### Goal
Copy out all lines in the data below containing the string "styles".

■ ■ ■ ■ ■ ■ ■

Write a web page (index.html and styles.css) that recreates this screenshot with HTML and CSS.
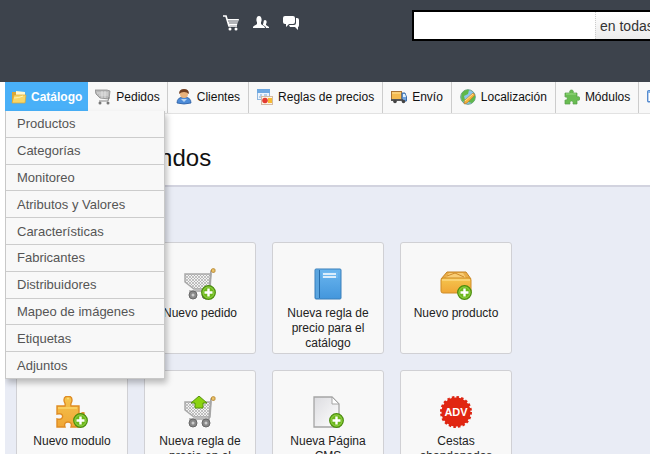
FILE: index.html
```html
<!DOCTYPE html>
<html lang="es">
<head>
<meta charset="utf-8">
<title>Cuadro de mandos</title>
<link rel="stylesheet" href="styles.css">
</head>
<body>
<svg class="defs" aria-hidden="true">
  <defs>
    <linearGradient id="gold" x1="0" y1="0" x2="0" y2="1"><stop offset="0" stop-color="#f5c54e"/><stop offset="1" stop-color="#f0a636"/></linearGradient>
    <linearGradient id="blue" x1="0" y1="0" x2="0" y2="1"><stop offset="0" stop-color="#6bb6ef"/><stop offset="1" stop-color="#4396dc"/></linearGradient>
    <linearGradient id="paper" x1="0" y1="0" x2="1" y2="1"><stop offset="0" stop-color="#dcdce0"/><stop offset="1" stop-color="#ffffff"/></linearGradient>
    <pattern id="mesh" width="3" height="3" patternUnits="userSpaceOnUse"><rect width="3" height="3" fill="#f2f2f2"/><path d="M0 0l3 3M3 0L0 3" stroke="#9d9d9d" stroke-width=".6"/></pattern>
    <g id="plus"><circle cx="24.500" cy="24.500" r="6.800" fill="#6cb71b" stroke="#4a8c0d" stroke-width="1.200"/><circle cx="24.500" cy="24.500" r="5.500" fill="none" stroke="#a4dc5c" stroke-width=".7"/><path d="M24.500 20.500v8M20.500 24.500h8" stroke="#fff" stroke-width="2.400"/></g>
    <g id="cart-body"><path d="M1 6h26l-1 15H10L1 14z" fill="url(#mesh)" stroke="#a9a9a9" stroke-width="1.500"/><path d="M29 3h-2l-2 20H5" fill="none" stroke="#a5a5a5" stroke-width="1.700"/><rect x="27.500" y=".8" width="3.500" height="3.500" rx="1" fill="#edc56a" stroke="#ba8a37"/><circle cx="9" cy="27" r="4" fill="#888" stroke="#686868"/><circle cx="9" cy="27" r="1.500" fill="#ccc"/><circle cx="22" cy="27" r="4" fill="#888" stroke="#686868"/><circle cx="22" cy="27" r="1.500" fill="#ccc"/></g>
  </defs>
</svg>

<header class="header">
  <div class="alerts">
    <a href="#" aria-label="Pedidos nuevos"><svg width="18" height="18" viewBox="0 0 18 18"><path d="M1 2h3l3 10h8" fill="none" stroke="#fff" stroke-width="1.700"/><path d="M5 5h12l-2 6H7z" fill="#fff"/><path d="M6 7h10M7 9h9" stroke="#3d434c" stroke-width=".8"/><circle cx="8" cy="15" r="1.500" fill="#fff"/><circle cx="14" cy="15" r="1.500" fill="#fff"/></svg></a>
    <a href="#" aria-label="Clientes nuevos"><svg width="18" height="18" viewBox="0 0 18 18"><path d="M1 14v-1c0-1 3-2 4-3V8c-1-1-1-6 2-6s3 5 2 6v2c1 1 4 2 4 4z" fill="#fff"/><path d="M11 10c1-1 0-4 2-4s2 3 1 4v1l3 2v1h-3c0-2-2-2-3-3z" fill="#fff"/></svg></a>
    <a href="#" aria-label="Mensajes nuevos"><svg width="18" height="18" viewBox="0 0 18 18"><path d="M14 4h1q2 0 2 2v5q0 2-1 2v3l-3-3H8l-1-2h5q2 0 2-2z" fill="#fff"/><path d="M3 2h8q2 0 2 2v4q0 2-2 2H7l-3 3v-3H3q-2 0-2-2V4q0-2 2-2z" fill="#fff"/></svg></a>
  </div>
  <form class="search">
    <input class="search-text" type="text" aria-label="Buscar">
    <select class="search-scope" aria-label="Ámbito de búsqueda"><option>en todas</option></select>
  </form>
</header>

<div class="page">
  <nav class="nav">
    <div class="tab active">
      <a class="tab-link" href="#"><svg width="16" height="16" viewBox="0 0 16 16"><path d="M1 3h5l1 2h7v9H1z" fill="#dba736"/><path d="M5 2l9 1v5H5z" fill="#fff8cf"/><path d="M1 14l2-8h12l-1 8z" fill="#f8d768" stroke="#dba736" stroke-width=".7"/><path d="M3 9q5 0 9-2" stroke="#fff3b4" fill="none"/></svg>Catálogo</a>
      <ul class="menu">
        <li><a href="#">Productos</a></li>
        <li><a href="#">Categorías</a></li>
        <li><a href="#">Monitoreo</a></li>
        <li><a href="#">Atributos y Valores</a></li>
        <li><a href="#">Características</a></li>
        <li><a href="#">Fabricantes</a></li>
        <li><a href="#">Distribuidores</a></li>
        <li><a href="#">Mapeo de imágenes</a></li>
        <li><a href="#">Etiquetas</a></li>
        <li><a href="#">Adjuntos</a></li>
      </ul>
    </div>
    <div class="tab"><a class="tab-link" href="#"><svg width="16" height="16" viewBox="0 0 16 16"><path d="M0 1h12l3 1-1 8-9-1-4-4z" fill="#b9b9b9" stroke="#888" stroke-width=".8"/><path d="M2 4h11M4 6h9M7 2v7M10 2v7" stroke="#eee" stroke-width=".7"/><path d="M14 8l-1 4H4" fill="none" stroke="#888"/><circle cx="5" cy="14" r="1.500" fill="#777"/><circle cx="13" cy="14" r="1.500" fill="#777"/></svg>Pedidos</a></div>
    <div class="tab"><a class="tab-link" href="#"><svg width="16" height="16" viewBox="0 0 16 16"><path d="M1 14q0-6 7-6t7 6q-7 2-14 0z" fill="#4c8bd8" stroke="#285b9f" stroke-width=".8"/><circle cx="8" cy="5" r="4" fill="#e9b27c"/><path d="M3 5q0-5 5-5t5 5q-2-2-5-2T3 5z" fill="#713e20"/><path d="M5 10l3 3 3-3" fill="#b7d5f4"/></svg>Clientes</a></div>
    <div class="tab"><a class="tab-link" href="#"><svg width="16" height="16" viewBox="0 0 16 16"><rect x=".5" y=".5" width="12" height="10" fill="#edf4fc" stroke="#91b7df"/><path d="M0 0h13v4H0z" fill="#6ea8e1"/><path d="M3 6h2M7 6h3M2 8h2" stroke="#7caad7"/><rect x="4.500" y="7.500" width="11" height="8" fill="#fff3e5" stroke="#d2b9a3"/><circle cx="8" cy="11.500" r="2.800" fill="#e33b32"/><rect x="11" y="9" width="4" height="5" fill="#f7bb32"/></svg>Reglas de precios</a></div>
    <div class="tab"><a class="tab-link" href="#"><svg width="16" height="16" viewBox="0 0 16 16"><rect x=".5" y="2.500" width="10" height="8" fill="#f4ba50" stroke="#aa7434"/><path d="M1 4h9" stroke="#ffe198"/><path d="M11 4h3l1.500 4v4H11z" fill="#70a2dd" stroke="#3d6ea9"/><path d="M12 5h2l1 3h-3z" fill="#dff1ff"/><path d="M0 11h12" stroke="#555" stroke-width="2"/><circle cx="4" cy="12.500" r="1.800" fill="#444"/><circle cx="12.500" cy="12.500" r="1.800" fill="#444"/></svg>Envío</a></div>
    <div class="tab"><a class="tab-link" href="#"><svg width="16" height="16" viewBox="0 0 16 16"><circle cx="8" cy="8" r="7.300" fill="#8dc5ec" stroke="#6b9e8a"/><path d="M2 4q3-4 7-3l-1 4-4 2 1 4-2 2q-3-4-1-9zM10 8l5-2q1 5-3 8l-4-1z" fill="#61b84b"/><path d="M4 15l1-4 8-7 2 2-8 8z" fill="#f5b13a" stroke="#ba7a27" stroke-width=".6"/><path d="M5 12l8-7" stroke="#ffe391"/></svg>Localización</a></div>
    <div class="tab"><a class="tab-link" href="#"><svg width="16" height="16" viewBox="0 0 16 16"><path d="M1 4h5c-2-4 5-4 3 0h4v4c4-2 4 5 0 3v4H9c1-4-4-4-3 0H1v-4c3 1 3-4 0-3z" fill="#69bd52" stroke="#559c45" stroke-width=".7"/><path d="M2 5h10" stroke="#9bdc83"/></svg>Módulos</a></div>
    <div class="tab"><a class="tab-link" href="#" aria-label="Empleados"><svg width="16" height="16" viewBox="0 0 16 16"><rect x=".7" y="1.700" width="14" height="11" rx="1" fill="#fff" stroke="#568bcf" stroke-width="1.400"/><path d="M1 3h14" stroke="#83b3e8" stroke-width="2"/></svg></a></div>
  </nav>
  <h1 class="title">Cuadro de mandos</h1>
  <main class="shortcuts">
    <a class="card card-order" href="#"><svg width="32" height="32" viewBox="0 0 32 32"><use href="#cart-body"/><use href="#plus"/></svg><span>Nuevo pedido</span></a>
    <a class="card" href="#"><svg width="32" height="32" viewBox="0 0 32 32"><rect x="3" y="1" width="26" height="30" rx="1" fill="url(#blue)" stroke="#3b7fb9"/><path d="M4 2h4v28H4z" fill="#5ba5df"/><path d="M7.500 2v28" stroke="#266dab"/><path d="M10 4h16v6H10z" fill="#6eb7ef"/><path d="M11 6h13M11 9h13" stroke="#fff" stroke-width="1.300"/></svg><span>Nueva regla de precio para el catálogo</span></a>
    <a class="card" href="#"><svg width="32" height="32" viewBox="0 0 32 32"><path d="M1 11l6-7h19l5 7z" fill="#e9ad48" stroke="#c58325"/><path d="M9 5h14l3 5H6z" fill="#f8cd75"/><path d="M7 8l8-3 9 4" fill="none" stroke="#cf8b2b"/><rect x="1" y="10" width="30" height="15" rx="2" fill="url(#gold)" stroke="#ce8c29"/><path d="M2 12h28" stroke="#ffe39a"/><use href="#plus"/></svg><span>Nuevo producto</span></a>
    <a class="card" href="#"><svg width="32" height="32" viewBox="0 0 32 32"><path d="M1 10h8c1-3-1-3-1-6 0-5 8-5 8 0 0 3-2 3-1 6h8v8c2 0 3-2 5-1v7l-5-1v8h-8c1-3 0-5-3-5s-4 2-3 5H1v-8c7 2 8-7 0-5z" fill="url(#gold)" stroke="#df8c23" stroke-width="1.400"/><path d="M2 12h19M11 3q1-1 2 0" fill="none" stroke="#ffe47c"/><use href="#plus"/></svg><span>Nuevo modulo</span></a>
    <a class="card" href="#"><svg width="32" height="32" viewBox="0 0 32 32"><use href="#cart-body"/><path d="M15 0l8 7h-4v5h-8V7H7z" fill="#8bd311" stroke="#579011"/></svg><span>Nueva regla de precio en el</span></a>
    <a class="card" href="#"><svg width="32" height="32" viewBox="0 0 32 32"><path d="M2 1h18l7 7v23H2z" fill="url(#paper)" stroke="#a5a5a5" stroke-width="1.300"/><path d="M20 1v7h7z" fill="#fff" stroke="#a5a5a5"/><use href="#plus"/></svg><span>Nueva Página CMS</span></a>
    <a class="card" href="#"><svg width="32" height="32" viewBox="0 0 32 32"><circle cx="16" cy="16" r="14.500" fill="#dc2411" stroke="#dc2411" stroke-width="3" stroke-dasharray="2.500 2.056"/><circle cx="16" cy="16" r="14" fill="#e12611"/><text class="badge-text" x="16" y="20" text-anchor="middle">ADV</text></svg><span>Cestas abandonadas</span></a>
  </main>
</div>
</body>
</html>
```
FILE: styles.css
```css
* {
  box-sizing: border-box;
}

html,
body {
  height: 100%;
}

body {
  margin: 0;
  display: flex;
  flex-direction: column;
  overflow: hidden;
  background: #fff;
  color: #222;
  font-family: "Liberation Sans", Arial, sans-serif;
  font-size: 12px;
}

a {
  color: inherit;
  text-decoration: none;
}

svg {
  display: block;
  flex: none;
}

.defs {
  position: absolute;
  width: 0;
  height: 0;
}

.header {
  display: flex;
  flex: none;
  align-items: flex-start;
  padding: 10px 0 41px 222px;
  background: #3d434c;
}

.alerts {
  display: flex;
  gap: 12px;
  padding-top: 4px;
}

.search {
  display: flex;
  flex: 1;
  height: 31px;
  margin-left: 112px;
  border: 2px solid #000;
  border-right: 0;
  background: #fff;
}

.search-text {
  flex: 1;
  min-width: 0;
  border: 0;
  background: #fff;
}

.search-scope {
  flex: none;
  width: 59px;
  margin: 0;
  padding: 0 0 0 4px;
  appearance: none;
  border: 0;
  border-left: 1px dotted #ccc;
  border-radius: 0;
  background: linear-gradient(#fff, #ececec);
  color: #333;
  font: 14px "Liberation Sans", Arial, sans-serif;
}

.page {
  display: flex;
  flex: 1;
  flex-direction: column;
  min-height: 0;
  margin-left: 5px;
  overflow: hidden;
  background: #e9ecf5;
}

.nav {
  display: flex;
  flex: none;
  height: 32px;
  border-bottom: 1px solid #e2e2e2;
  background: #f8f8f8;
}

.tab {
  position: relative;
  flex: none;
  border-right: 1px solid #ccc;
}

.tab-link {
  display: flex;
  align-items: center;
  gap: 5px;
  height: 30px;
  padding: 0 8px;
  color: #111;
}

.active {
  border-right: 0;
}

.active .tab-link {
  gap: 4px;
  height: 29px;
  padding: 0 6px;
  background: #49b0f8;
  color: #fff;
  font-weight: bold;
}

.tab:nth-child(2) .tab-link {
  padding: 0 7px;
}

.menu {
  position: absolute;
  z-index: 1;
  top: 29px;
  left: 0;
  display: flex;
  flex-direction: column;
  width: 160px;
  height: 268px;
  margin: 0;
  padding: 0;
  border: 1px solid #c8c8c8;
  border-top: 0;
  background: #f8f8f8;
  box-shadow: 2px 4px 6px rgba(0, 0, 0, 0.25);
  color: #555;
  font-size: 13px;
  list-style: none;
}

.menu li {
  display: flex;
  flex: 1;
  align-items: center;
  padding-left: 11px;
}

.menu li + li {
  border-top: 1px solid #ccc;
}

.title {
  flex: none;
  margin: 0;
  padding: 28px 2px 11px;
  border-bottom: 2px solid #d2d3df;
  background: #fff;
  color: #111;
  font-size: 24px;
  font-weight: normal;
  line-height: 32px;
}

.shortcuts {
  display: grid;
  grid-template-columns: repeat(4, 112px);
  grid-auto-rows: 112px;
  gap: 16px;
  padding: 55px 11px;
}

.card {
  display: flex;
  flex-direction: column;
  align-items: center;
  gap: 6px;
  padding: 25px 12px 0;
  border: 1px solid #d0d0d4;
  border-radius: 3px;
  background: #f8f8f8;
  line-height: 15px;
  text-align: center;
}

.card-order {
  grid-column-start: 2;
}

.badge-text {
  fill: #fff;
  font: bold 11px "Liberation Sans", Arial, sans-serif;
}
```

■ ■ ■ ■ ■ ■ ■

### Full output
Write a web page (index.html and styles.css) that recreates this screenshot with HTML and CSS.
<link rel="stylesheet" href="styles.css">
FILE: styles.css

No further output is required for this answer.